Будущая модель трудового поведения – это временный контракт, фриланс?

– Мы движемся от стабильно оплачиваемого труда в сторону некоей новой деятельности, которая будет содержать элементы фриланса, но не полностью с ней совпадать. Цивилизация ищет, как принимая новые экономические и политические реалии, сохранить те социальные права, которые являются завоеванием многолетней социальной борьбы. С одной стороны, нас возмущает, что постоянные трудовые контракты сокращаются в пользу временных, в чем мы обоснованно видим скандал, утрату социальных завоеваний и прав.

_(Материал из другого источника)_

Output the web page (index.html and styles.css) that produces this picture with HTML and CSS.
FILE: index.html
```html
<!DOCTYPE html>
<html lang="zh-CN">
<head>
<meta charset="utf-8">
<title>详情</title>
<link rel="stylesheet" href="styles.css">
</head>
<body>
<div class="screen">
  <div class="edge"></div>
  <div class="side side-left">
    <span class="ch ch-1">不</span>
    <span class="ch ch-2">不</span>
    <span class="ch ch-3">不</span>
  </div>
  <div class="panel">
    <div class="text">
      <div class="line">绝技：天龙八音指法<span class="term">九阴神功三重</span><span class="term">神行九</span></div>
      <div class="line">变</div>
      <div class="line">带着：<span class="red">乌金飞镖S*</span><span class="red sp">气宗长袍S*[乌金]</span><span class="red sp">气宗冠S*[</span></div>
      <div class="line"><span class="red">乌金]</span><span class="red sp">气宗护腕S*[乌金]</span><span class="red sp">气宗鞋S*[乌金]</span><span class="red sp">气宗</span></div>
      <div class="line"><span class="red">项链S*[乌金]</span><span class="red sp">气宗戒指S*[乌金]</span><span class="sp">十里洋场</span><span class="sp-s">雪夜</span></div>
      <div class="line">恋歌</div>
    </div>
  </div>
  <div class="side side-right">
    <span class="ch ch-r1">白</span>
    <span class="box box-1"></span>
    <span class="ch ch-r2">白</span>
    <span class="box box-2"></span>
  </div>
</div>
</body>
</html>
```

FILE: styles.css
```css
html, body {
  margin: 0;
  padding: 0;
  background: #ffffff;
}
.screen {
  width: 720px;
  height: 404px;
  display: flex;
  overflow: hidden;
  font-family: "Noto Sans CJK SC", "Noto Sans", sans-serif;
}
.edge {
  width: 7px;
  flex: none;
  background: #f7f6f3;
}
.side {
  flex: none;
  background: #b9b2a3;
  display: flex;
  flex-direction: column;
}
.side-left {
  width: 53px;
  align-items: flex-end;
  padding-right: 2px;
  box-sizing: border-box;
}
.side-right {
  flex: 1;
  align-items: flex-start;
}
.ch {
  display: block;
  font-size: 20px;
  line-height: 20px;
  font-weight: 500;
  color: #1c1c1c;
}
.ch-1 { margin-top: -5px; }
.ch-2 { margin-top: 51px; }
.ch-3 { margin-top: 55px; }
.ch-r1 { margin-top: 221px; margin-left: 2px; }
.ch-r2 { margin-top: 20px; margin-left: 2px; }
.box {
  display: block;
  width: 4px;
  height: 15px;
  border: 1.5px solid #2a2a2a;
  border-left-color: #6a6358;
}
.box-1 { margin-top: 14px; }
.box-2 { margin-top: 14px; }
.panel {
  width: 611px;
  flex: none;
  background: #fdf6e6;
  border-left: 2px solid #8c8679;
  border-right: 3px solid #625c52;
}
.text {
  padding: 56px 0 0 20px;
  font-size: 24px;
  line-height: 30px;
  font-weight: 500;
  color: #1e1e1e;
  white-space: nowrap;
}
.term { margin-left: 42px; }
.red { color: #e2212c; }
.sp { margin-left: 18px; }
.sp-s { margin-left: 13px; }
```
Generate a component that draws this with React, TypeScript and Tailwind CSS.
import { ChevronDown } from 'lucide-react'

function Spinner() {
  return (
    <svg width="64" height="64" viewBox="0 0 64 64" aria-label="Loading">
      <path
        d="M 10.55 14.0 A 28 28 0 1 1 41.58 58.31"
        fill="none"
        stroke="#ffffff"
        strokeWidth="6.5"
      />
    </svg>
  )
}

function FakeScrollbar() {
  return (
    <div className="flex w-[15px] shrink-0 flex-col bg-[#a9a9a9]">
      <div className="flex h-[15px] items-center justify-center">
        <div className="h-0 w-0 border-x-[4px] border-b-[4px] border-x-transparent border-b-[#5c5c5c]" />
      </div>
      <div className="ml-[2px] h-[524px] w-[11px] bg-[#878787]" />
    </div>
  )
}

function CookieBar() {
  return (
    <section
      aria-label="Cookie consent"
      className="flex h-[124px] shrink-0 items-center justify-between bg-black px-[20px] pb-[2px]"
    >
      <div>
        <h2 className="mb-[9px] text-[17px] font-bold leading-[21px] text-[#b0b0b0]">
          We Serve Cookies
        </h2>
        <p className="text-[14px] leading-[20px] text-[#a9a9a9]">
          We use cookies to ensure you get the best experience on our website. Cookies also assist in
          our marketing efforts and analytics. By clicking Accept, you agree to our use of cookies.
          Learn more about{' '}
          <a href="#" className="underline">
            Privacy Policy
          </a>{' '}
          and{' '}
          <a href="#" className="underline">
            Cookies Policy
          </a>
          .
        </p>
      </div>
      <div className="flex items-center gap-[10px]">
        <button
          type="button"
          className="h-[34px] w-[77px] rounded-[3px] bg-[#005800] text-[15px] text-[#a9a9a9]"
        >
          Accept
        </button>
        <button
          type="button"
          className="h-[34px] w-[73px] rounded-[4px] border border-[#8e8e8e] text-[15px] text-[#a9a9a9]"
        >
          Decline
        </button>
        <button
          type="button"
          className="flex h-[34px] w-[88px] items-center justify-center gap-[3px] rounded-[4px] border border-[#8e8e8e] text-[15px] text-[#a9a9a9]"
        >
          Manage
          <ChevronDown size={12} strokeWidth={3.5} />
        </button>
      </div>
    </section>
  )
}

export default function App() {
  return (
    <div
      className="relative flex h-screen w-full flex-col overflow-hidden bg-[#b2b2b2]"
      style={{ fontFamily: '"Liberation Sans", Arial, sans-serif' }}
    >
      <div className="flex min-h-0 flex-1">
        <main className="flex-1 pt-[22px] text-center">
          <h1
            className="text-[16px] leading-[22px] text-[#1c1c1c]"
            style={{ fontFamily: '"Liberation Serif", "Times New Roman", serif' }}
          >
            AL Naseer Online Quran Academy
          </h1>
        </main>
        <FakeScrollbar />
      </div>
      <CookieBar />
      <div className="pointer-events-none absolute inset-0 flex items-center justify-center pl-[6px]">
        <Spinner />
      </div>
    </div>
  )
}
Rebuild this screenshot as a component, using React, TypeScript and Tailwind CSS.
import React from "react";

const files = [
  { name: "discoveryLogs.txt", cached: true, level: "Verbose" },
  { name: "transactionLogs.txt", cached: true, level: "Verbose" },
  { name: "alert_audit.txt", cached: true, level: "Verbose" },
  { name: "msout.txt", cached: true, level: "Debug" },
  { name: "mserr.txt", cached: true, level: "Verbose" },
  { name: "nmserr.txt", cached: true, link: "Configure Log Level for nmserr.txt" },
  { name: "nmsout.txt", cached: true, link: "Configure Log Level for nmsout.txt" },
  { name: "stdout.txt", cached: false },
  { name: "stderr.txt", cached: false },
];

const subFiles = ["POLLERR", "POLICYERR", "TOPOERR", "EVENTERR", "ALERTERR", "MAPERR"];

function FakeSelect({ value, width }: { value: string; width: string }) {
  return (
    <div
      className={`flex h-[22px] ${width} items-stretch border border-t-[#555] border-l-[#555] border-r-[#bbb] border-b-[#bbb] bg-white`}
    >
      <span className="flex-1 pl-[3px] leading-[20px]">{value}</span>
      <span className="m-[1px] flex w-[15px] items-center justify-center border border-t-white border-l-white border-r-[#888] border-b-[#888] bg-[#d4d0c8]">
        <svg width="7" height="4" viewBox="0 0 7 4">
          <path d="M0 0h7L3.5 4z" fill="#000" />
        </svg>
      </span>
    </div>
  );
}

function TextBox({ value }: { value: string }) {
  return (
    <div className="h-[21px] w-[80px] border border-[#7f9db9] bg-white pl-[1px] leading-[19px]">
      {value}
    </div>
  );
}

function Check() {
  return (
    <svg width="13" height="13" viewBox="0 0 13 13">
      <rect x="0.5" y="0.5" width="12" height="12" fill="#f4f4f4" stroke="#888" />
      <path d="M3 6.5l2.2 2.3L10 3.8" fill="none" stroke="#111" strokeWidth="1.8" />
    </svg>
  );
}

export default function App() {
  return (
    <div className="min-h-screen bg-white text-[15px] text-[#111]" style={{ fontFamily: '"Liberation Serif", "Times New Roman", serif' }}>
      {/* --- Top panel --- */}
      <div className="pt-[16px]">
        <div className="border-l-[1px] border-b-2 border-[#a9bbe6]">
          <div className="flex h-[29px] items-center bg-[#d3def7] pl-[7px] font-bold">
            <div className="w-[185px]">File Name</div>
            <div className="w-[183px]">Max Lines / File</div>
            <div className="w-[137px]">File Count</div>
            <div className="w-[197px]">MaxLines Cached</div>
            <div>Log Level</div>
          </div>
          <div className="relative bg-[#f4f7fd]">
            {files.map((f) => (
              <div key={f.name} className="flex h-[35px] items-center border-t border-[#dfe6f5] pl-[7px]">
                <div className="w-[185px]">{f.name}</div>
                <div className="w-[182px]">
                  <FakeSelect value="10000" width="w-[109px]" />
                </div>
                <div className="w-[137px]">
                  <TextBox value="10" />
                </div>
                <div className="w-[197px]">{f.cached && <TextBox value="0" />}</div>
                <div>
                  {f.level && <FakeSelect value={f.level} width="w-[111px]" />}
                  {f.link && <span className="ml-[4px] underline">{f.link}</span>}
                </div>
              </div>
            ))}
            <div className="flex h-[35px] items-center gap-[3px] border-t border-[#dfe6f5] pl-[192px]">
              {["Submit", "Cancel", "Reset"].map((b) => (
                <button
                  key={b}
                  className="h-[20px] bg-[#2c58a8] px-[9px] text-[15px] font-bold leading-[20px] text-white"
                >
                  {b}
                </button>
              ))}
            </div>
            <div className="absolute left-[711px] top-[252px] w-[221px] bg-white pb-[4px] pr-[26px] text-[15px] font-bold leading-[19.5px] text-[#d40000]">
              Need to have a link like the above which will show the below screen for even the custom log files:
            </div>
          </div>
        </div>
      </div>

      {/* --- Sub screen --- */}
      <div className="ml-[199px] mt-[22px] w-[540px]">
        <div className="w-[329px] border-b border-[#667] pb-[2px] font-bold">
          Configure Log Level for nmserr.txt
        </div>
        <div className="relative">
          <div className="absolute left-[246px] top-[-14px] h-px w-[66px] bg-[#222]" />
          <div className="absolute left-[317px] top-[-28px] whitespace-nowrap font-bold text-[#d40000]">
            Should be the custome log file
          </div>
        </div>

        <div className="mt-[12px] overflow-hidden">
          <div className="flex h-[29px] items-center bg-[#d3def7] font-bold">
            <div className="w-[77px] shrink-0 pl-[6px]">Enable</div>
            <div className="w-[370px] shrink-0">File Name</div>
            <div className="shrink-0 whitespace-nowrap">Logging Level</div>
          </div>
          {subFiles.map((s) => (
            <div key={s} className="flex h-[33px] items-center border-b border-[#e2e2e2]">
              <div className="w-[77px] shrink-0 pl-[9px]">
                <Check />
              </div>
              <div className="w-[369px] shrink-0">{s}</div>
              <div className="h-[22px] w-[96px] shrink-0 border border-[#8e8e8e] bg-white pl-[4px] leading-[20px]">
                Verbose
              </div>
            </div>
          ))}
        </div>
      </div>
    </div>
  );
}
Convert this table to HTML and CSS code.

В то же время видим, что крупные промышленные предприятия всё больше тяготеют к дроблению: для повышения гибкости всё больше своих функций они отдают на аутсорсинг фирмам-цехам, часто выросшим в их лоне, и обращаются к этим фирмам по мере необходимости. Внутри этих маленьких фирм по этой же логике выделяются мастерские, у которых есть стабильные заказы из «головного центра», но и работа, которую они сами ищут. И наконец, это доходит до индивидов, когда человек становится предпринимателем самого себя – self-entrepreneur, хозяином своего рабочего и свободного времени. Это дает ему больше свободы, не приковывает к станку с 9 утра до 5 вечера, но вместе с тем делает его труд всё более нестабильным, уязвимым, ненадежным, опасным с точки зрения психической и физической гигиены. Человек всё время в стрессе и постоянно думает о том, что будет завтра, когда этой работы, возможно, не будет. Но к такой ситуации ведут нас не только экономические реалии, но и новые культурные практики, привычки. Молодые люди сегодня, особенно в динамичных профессиях, уже не променяют свою гибкость-прекарность в пользу скучной надежности.